:: Records for this exercise ::

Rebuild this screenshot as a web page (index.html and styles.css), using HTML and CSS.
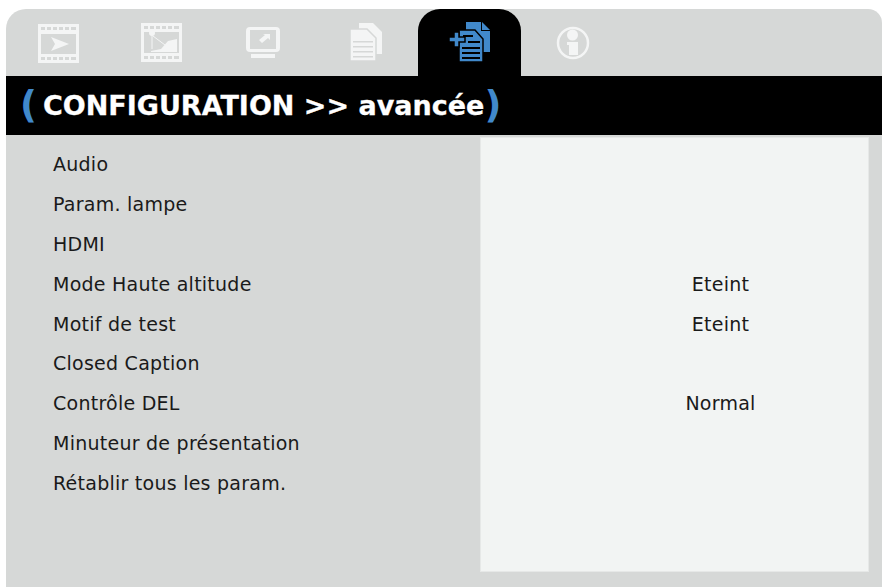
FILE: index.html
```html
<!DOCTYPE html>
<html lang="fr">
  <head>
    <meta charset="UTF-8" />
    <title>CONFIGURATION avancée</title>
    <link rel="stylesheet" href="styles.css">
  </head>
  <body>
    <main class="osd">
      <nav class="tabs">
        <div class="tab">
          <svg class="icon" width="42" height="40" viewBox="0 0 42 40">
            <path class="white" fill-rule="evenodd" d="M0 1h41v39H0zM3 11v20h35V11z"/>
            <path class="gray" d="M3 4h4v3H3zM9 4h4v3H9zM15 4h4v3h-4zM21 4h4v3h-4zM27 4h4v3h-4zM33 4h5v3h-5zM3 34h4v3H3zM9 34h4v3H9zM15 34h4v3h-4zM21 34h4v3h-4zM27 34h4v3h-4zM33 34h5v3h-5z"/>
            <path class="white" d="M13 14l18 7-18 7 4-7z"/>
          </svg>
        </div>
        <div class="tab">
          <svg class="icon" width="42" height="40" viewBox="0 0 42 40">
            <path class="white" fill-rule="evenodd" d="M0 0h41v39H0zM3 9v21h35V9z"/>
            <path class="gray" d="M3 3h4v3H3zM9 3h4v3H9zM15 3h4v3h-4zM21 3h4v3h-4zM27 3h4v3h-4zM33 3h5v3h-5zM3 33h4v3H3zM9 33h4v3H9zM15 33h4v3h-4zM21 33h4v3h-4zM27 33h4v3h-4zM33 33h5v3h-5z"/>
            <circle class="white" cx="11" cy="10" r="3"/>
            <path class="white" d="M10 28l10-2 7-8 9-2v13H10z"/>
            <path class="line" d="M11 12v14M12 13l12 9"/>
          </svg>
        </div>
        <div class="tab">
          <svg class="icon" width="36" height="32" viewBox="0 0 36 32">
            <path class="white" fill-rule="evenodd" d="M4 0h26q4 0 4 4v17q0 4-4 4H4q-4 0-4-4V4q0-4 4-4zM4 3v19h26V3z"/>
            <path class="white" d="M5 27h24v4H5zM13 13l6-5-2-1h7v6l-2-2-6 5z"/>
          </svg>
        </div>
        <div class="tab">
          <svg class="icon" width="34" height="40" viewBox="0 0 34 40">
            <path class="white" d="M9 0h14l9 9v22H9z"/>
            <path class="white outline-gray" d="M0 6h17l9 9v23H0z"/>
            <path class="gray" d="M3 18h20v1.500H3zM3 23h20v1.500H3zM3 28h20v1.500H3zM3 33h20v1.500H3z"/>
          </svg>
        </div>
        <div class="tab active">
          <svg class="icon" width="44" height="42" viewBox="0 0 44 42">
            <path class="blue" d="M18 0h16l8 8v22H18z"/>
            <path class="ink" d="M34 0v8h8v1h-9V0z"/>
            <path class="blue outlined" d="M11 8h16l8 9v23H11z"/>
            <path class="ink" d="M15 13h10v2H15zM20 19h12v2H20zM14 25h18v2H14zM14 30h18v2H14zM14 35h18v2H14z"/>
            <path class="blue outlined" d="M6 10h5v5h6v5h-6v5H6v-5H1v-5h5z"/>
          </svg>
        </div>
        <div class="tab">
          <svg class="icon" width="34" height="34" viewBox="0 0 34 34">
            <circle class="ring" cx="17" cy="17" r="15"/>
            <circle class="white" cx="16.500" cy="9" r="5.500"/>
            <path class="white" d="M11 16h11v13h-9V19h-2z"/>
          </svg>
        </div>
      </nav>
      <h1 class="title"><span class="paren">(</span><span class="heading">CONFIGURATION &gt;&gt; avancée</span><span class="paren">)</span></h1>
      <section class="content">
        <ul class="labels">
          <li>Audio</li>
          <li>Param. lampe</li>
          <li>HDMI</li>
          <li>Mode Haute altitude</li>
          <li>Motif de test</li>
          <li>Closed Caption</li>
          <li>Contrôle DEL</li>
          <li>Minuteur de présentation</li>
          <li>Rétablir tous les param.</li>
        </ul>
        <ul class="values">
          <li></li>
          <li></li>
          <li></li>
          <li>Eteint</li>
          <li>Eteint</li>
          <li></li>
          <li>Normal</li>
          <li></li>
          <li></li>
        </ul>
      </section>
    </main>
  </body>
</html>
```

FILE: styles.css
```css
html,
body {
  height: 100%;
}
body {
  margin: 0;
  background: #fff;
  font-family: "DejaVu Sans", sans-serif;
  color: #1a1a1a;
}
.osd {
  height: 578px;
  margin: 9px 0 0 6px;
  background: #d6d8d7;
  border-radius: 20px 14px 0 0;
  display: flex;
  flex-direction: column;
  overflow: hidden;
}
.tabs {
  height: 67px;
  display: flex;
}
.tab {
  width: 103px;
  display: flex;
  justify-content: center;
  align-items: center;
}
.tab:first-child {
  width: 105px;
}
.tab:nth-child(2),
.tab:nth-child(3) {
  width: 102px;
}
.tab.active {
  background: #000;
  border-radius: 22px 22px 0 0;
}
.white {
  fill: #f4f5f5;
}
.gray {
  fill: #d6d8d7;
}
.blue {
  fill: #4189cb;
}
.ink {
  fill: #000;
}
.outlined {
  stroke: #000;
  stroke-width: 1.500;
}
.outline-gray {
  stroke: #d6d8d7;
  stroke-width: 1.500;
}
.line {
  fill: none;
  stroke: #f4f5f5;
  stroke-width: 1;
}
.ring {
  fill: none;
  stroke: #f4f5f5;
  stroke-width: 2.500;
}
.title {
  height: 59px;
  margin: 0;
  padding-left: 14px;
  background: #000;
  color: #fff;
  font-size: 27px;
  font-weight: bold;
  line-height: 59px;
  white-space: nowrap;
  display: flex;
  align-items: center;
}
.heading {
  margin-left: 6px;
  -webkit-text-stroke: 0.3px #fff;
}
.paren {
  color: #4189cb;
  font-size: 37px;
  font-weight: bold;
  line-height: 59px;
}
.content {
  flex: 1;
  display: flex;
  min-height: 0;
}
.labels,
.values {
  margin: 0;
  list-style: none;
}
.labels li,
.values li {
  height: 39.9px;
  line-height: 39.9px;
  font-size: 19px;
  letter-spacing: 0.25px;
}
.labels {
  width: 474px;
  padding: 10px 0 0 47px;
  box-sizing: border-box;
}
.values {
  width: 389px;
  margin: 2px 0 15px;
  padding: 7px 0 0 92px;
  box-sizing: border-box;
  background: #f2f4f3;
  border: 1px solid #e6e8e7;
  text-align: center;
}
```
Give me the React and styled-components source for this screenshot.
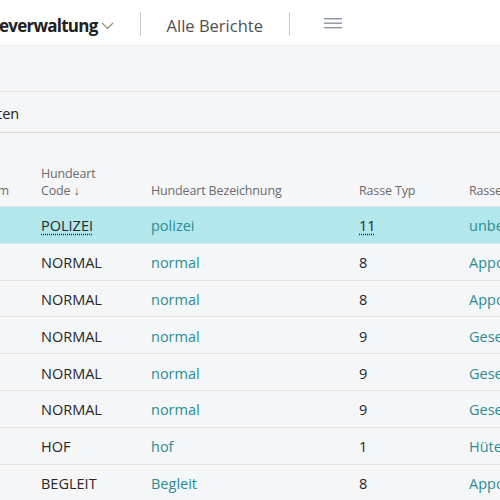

:::

• [Directions for this task]:
Any pictures should be dropped; transcribe the rest of the records above exactly.

• [Solution]:
Rebuild this screenshot as a web page (index.html and styles.css), using HTML and CSS.
FILE: index.html
```html
<!DOCTYPE html>
<html lang="fr">
  <head>
    <meta charset="UTF-8" />
    <title>CONFIGURATION avancée</title>
    <link rel="stylesheet" href="styles.css">
  </head>
  <body>
    <main class="osd">
      <nav class="tabs">
        <div class="tab">
          <svg class="icon" width="42" height="40" viewBox="0 0 42 40">
            <path class="white" fill-rule="evenodd" d="M0 1h41v39H0zM3 11v20h35V11z"/>
            <path class="gray" d="M3 4h4v3H3zM9 4h4v3H9zM15 4h4v3h-4zM21 4h4v3h-4zM27 4h4v3h-4zM33 4h5v3h-5zM3 34h4v3H3zM9 34h4v3H9zM15 34h4v3h-4zM21 34h4v3h-4zM27 34h4v3h-4zM33 34h5v3h-5z"/>
            <path class="white" d="M13 14l18 7-18 7 4-7z"/>
          </svg>
        </div>
        <div class="tab">
          <svg class="icon" width="42" height="40" viewBox="0 0 42 40">
            <path class="white" fill-rule="evenodd" d="M0 0h41v39H0zM3 9v21h35V9z"/>
            <path class="gray" d="M3 3h4v3H3zM9 3h4v3H9zM15 3h4v3h-4zM21 3h4v3h-4zM27 3h4v3h-4zM33 3h5v3h-5zM3 33h4v3H3zM9 33h4v3H9zM15 33h4v3h-4zM21 33h4v3h-4zM27 33h4v3h-4zM33 33h5v3h-5z"/>
            <circle class="white" cx="11" cy="10" r="3"/>
            <path class="white" d="M10 28l10-2 7-8 9-2v13H10z"/>
            <path class="line" d="M11 12v14M12 13l12 9"/>
          </svg>
        </div>
        <div class="tab">
          <svg class="icon" width="36" height="32" viewBox="0 0 36 32">
            <path class="white" fill-rule="evenodd" d="M4 0h26q4 0 4 4v17q0 4-4 4H4q-4 0-4-4V4q0-4 4-4zM4 3v19h26V3z"/>
            <path class="white" d="M5 27h24v4H5zM13 13l6-5-2-1h7v6l-2-2-6 5z"/>
          </svg>
        </div>
        <div class="tab">
          <svg class="icon" width="34" height="40" viewBox="0 0 34 40">
            <path class="white" d="M9 0h14l9 9v22H9z"/>
            <path class="white outline-gray" d="M0 6h17l9 9v23H0z"/>
            <path class="gray" d="M3 18h20v1.500H3zM3 23h20v1.500H3zM3 28h20v1.500H3zM3 33h20v1.500H3z"/>
          </svg>
        </div>
        <div class="tab active">
          <svg class="icon" width="44" height="42" viewBox="0 0 44 42">
            <path class="blue" d="M18 0h16l8 8v22H18z"/>
            <path class="ink" d="M34 0v8h8v1h-9V0z"/>
            <path class="blue outlined" d="M11 8h16l8 9v23H11z"/>
            <path class="ink" d="M15 13h10v2H15zM20 19h12v2H20zM14 25h18v2H14zM14 30h18v2H14zM14 35h18v2H14z"/>
            <path class="blue outlined" d="M6 10h5v5h6v5h-6v5H6v-5H1v-5h5z"/>
          </svg>
        </div>
        <div class="tab">
          <svg class="icon" width="34" height="34" viewBox="0 0 34 34">
            <circle class="ring" cx="17" cy="17" r="15"/>
            <circle class="white" cx="16.500" cy="9" r="5.500"/>
            <path class="white" d="M11 16h11v13h-9V19h-2z"/>
          </svg>
        </div>
      </nav>
      <h1 class="title"><span class="paren">(</span><span class="heading">CONFIGURATION &gt;&gt; avancée</span><span class="paren">)</span></h1>
      <section class="content">
        <ul class="labels">
          <li>Audio</li>
          <li>Param. lampe</li>
          <li>HDMI</li>
          <li>Mode Haute altitude</li>
          <li>Motif de test</li>
          <li>Closed Caption</li>
          <li>Contrôle DEL</li>
          <li>Minuteur de présentation</li>
          <li>Rétablir tous les param.</li>
        </ul>
        <ul class="values">
          <li></li>
          <li></li>
          <li></li>
          <li>Eteint</li>
          <li>Eteint</li>
          <li></li>
          <li>Normal</li>
          <li></li>
          <li></li>
        </ul>
      </section>
    </main>
  </body>
</html>
```

FILE: styles.css
```css
html,
body {
  height: 100%;
}
body {
  margin: 0;
  background: #fff;
  font-family: "DejaVu Sans", sans-serif;
  color: #1a1a1a;
}
.osd {
  height: 578px;
  margin: 9px 0 0 6px;
  background: #d6d8d7;
  border-radius: 20px 14px 0 0;
  display: flex;
  flex-direction: column;
  overflow: hidden;
}
.tabs {
  height: 67px;
  display: flex;
}
.tab {
  width: 103px;
  display: flex;
  justify-content: center;
  align-items: center;
}
.tab:first-child {
  width: 105px;
}
.tab:nth-child(2),
.tab:nth-child(3) {
  width: 102px;
}
.tab.active {
  background: #000;
  border-radius: 22px 22px 0 0;
}
.white {
  fill: #f4f5f5;
}
.gray {
  fill: #d6d8d7;
}
.blue {
  fill: #4189cb;
}
.ink {
  fill: #000;
}
.outlined {
  stroke: #000;
  stroke-width: 1.500;
}
.outline-gray {
  stroke: #d6d8d7;
  stroke-width: 1.500;
}
.line {
  fill: none;
  stroke: #f4f5f5;
  stroke-width: 1;
}
.ring {
  fill: none;
  stroke: #f4f5f5;
  stroke-width: 2.500;
}
.title {
  height: 59px;
  margin: 0;
  padding-left: 14px;
  background: #000;
  color: #fff;
  font-size: 27px;
  font-weight: bold;
  line-height: 59px;
  white-space: nowrap;
  display: flex;
  align-items: center;
}
.heading {
  margin-left: 6px;
  -webkit-text-stroke: 0.3px #fff;
}
.paren {
  color: #4189cb;
  font-size: 37px;
  font-weight: bold;
  line-height: 59px;
}
.content {
  flex: 1;
  display: flex;
  min-height: 0;
}
.labels,
.values {
  margin: 0;
  list-style: none;
}
.labels li,
.values li {
  height: 39.9px;
  line-height: 39.9px;
  font-size: 19px;
  letter-spacing: 0.25px;
}
.labels {
  width: 474px;
  padding: 10px 0 0 47px;
  box-sizing: border-box;
}
.values {
  width: 389px;
  margin: 2px 0 15px;
  padding: 7px 0 0 92px;
  box-sizing: border-box;
  background: #f2f4f3;
  border: 1px solid #e6e8e7;
  text-align: center;
}
```
Give me the React and styled-components source for this screenshot.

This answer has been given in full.